A review by anunande
Half a Creature from the Sea: A Life in Stories by David Almond, Eleanor Taylor

Short stories will always be my first (writing) love and it's the form, especially micro and flash but also upto 3000 words, that I keep returning to when I want to go back to storytelling basics as it were. Since finishing my novelette, it's where I find myself again. Rediscovering my writing muscles in the form that made me first fall in love as a writer.

I've been wanting to read Half a Creature from the Sea: A Life in Stories since I first stepped foot into the Candlewick Press office a couple of years ago. I admit that it was the gorgeous cover that drew me in, but I stayed for the weird, wonderful stories and the very unusual memoir of a childhood spent in Felling-on-Tyne, deep in England's North East.

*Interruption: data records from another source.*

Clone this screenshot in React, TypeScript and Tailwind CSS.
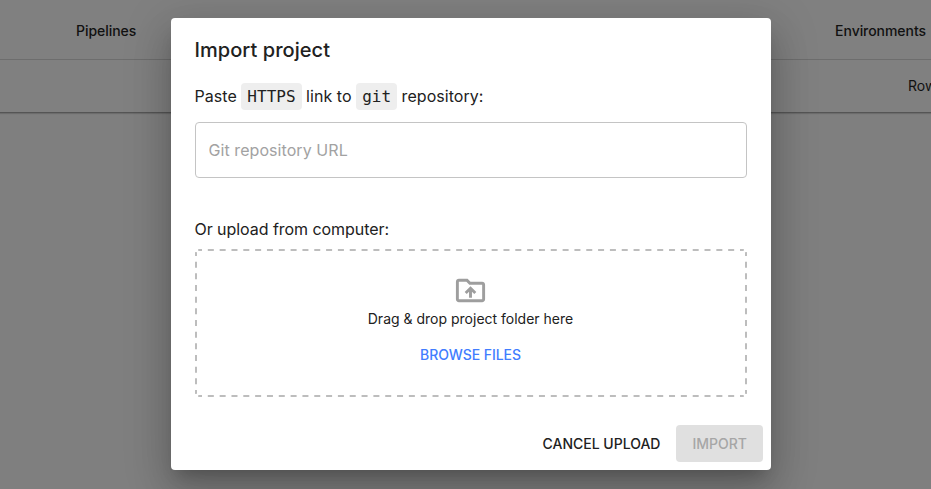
import { MdOutlineDriveFolderUpload } from "react-icons/md";

function Code({ children }: { children: string }) {
  return (
    <code className="rounded-[4px] bg-[#eeeeee] px-[6px] py-[4px] font-['DejaVu_Sans_Mono',monospace] text-[16px] tracking-normal">
      {children}
    </code>
  );
}

function DashedFrame() {
  return (
    <svg className="absolute inset-0 size-full" fill="none" stroke="#bdbdbd" strokeWidth="2">
      <path d="M4 1H548M4 147H548" strokeDasharray="6 5.826" strokeDashoffset="3" />
      <path d="M1 4V144M551 4V144" strokeDasharray="6 5.667" strokeDashoffset="3" />
      <path d="M3.2 1.1L4 1M1.1 3.2L1 4M548.8 1.1L548 1M550.9 3.2L551 4M3.2 146.9L4 147M1.1 144.8L1 144M548.8 146.9L548 147M550.9 144.8L551 144" />
    </svg>
  );
}

export default function App() {
  return (
    <div className="relative h-[489px] w-[931px] overflow-hidden bg-[#7f7f7f] font-['Inter',sans-serif] text-[#111111]">
      <div className="flex h-[60px] items-center border-b border-[#6d6d6d] bg-[#808080] pt-[2px] pl-[76px] text-[14px] font-medium">
        <span className="-tracking-[0.05px]">Pipelines</span>
        <span className="ml-auto pr-[5px] -tracking-[0.05px]">Environments</span>
      </div>
      <div className="flex h-[53px] items-center justify-end border-b border-[#555555] bg-[#808080] text-[14px] shadow-[0_1px_1px_rgba(0,0,0,0.15)]">
        <span className="-mt-[2px] -mr-[38px] w-[61px] whitespace-nowrap">Rows per</span>
      </div>
      <div className="absolute top-[18px] left-[171px] flex h-[452px] w-[600px] flex-col rounded-[4px] bg-white px-6 text-[#212121] shadow-[0_11px_15px_-7px_rgba(0,0,0,0.2),0_24px_38px_3px_rgba(0,0,0,0.14),0_9px_46px_8px_rgba(0,0,0,0.12)]">
        <h2 className="mt-4 -ml-[0.5px] h-8 text-[20px] leading-8 font-medium tracking-[0.05px]">Import project</h2>
        <p className="mt-[18px] -ml-[0.5px] h-6 text-[16px] leading-6 tracking-[0.05px]">
          Paste <Code>HTTPS</Code> link to <Code>git</Code> repository:
        </p>
        <input className="mt-[14px] h-14 shrink-0 rounded-[4px] border border-[#c4c4c4] px-[12.5px] text-[16px] tracking-[0.07px] placeholder:text-[#a2a2a2]" placeholder="Git repository URL" />
        <p className="mt-[39px] -ml-[0.5px] h-6 text-[16px] leading-6 -tracking-[0.05px]">Or upload from computer:</p>
        <div className="relative mt-2 flex h-[148px] shrink-0 flex-col items-center pt-[24px]">
          <DashedFrame />
          <MdOutlineDriveFolderUpload className="mr-px size-[35px] text-[#9e9e9e]" />
          <span className="mt-px mr-px text-[14px] leading-5">Drag &amp; drop project folder here</span>
          <button className="mt-4 mr-px text-[14px] leading-5 font-medium -tracking-[0.05px] text-[#417dff]">BROWSE FILES</button>
        </div>
        <div className="mt-7 -mr-4 flex h-[37px] items-center justify-end gap-4 text-[14px] font-medium">
          <button>CANCEL UPLOAD</button>
          <button className="h-[37px] rounded-[4px] bg-[#e0e0e0] px-4 text-[#a6a6a6]">IMPORT</button>
        </div>
      </div>
    </div>
  );
}
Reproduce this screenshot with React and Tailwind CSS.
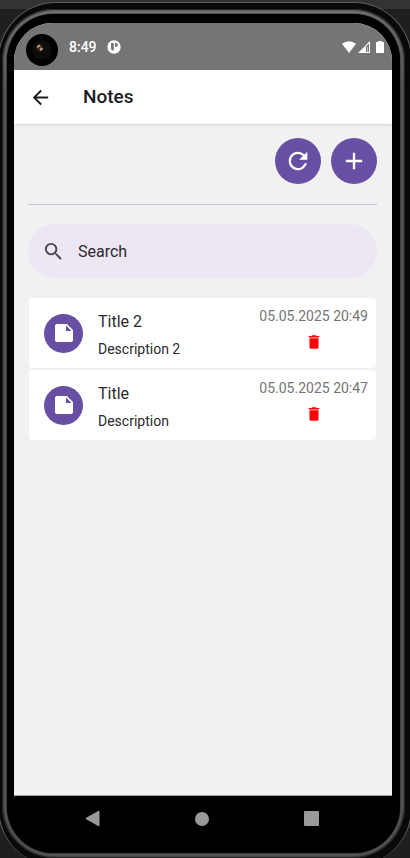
import React from "react";

const notes = [
  { title: "Title 2", description: "Description 2", date: "05.05.2025 20:49" },
  { title: "Title", description: "Description", date: "05.05.2025 20:47" },
];

function Icon({ d, className }) {
  return (
    <svg viewBox="0 0 24 24" fill="currentColor" aria-hidden="true" className={className}>
      <path d={d} />
    </svg>
  );
}

const ARROW = "M20 11H7.8l5.6-5.6L12 4l-8 8 8 8 1.4-1.4L7.8 13H20v-2z";
const REFRESH =
  "M17.65 6.35A7.96 7.96 0 0 0 12 4a8 8 0 1 0 7.73 10h-2.08A6 6 0 1 1 12 6c1.66 0 3.14.69 4.22 1.78L13 11h7V4l-2.35 2.35z";
const PLUS = "M19 13h-6v6h-2v-6H5v-2h6V5h2v6h6v2z";
const SEARCH =
  "M9.5 3A6.5 6.5 0 0 1 16 9.5c0 1.61-.59 3.09-1.56 4.23l.27.27h.79l5 5-1.5 1.5-5-5v-.79l-.27-.27A6.52 6.52 0 0 1 9.5 16a6.5 6.5 0 0 1 0-13m0 2C7 5 5 7 5 9.5S7 14 9.5 14 14 12 14 9.5 12 5 9.5 5z";
const NOTE = "M14 10V4.5l5.5 5.5M5 3c-1.11 0-2 .89-2 2v14a2 2 0 0 0 2 2h14a2 2 0 0 0 2-2V9l-6-6H5z";
const TRASH = "M19 4h-3.5l-1-1h-5l-1 1H5v2h14M6 19a2 2 0 0 0 2 2h8a2 2 0 0 0 2-2V7H6v12z";

function StatusBar() {
  return (
    <div className="relative flex h-[47px] items-center bg-[#757575] pr-2 pl-[55px] text-white">
      <div className="absolute top-[11px] left-3 flex size-8 items-center justify-center rounded-full bg-black">
        <div className="flex size-5 items-center justify-center rounded-full bg-[#0c0c0c]">
          <svg viewBox="0 0 8 8" className="size-2 -translate-x-0.5 -translate-y-0.5" aria-hidden="true">
            <circle cx="4" cy="4" r="3.6" fill="#35241c" />
            <path d="M1.2 3.5 3 1.3l1.2 1M4 6.4l2.6-2.2M3.8 4.6l1-.8" stroke="#d9b49c" strokeWidth="1.3" fill="none" />
          </svg>
        </div>
      </div>
      <span className="text-sm font-medium">8:49</span>
      <svg viewBox="0 0 14 14" className="ml-2.5 size-3.5" aria-hidden="true">
        <circle cx="7" cy="7" r="6.7" fill="white" />
        <path d="M4 3h2.8v7.6A2.8 2.8 0 0 1 4 8z" fill="#757575" />
        <path d="M8 3h1a1.8 1.8 0 0 1 0 3.8H8z" fill="#757575" />
      </svg>
      <div className="ml-auto flex items-center">
        <svg viewBox="0 0 14 12" className="h-3 w-3.5" aria-hidden="true">
          <path d="M0 2.8a11 11 0 0 1 14 0L7 12z" fill="white" />
        </svg>
        <svg viewBox="0 0 12 12" className="ml-0.5 size-3" aria-hidden="true">
          <path d="M0 12 12 0v12z" fill="white" />
          <path d="M8 5.5 11 2.5V11H8z" fill="#757575" />
          <path d="M9.5 6V11" stroke="white" strokeWidth=".6" />
        </svg>
        <svg viewBox="0 0 8 12" className="ml-1.5 h-3 w-2" aria-hidden="true">
          <path d="M2.2 0h3.6v1H8v11H0V1h2.2z" fill="white" />
        </svg>
      </div>
    </div>
  );
}

function NoteCard({ note }) {
  return (
    <li className="flex h-[70px] items-center rounded bg-white pr-2 pl-[15px]">
      <span className="flex size-[39px] shrink-0 items-center justify-center rounded-full bg-[#6750a4] text-white">
        <Icon d={NOTE} className="size-6" />
      </span>
      <div className="ml-[15px] min-w-0 flex-1 pt-1">
        <h2 className="text-base leading-7 text-[#2b2a2e]">{note.title}</h2>
        <p className="text-sm leading-[26px] text-[#2b2a2e]">{note.description}</p>
      </div>
      <div className="flex flex-col items-center gap-[7px] self-stretch pt-2">
        <time className="text-sm leading-5 text-[#757575]">{note.date}</time>
        <button type="button" aria-label={"Delete " + note.title} className="text-[#ff0000]">
          <Icon d={TRASH} className="size-[18px]" />
        </button>
      </div>
    </li>
  );
}

export default function App() {
  return (
    <div className="flex h-screen flex-col overflow-hidden bg-gradient-to-b from-[#333333] from-[9px] to-[#1f1f1f] to-[9px] pt-0.5 font-['Roboto','Noto_Sans',sans-serif]">
      <div className="-mx-0.5 -mb-2 flex flex-1 flex-col rounded-[58px] border-x border-t border-[#5f5f5f] bg-[#090909] pt-1.5 pr-1.5 pb-2 pl-[3px]">
        <div className="flex flex-1 flex-col rounded-[52px] bg-gradient-to-b from-[#787878] to-[#585858] to-[80px] p-[5px] shadow-[inset_0_0_2px_1px_#111111]">
          <div className="flex flex-1 flex-col rounded-[46px] bg-black pt-[9px] pr-2 pl-[7px] shadow-[0_0_2px_#000000]">
            <div className="flex flex-1 flex-col overflow-hidden rounded-t-[38px] bg-[#f1f1f1]">
              <StatusBar />
              <header className="relative flex h-[54px] items-center bg-white pt-px pl-[15px] shadow">
                <button type="button" aria-label="Back" className="text-[#1c1b1f]">
                  <Icon d={ARROW} className="size-[23px]" />
                </button>
                <h1 className="ml-[31px] text-[19px] font-medium text-[#1c1b1f]">Notes</h1>
              </header>
              <main className="flex-1 border-b border-[#a5a5a5] pt-3.5 pr-[15px] pl-3.5">
                <div className="flex justify-end gap-2.5 border-b border-[#cac4d8] pb-5">
                  <button type="button" aria-label="Refresh" className="flex size-[46px] items-center justify-center rounded-full bg-[#6750a4] text-white">
                    <Icon d={REFRESH} className="size-7" />
                  </button>
                  <button type="button" aria-label="Add note" className="flex size-[46px] items-center justify-center rounded-full bg-[#6750a4] text-white">
                    <Icon d={PLUS} className="size-7" />
                  </button>
                </div>
                <label className="mt-[19px] flex h-[54px] items-center rounded-full bg-[#ede7f3] pl-3.5 text-[#49454f]">
                  <Icon d={SEARCH} className="size-[23px]" />
                  <input
                    type="text"
                    aria-label="Search"
                    placeholder="Search"
                    className="ml-[13px] min-w-0 flex-1 bg-transparent pt-0.5 text-base text-[#2b2a2e] outline-none placeholder:text-[#2b2a2e]"
                  />
                </label>
                <ul className="mt-5 flex flex-col gap-0.5 px-px">
                  {notes.map((note) => (
                    <NoteCard key={note.date} note={note} />
                  ))}
                </ul>
              </main>
            </div>
            <nav className="flex h-[57px] items-center justify-between pr-[73px] pb-3 pl-[71px] text-[#999999]">
              <button type="button" aria-label="Back">
                <svg viewBox="0 0 15 17" className="h-[17px] w-[15px]" aria-hidden="true">
                  <path d="M.8 8.5 14 1v15z" fill="currentColor" stroke="currentColor" strokeLinejoin="round" />
                </svg>
              </button>
              <button type="button" aria-label="Home" className="size-3.5 rounded-full bg-[#999999]" />
              <button type="button" aria-label="Overview" className="size-[15px] rounded-[1px] bg-[#999999]" />
            </nav>
          </div>
        </div>
      </div>
    </div>
  );
}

Once I got attuned to the author's writing style, I enjoyed his interpretations and representations of the quote in the following slide. The way his stories blend realism with the dreamed world until you're never quite sure what's what, how deeply rooted his stories in the countryside he grew up in, in the language and landscape and the people who shaped his formative years - and yet so far removed from it with the poltergist who simply wants to be heard and seen, to be at peace and loved, to the girl who wonders at the myths of her own origins, to the lad who believes his dead father's spirit has returned like he'd promised him he would, to the foreign boy from East Germany who's different but teaches the narrator an important life lesson, to the god who visits a garden on a snow day, to the now old man who remembers a childhood day that was the stuff of legends.

Each story had an autobiographical prelude of sorts where the author spoke about his inspirations and gave us tantalising glimpses into his childhood. I'm not usually a fan of author explanations but here I think it somehow works to create a rich magical experience, to show like many authors before him have that "ordinary places can be extraordinary".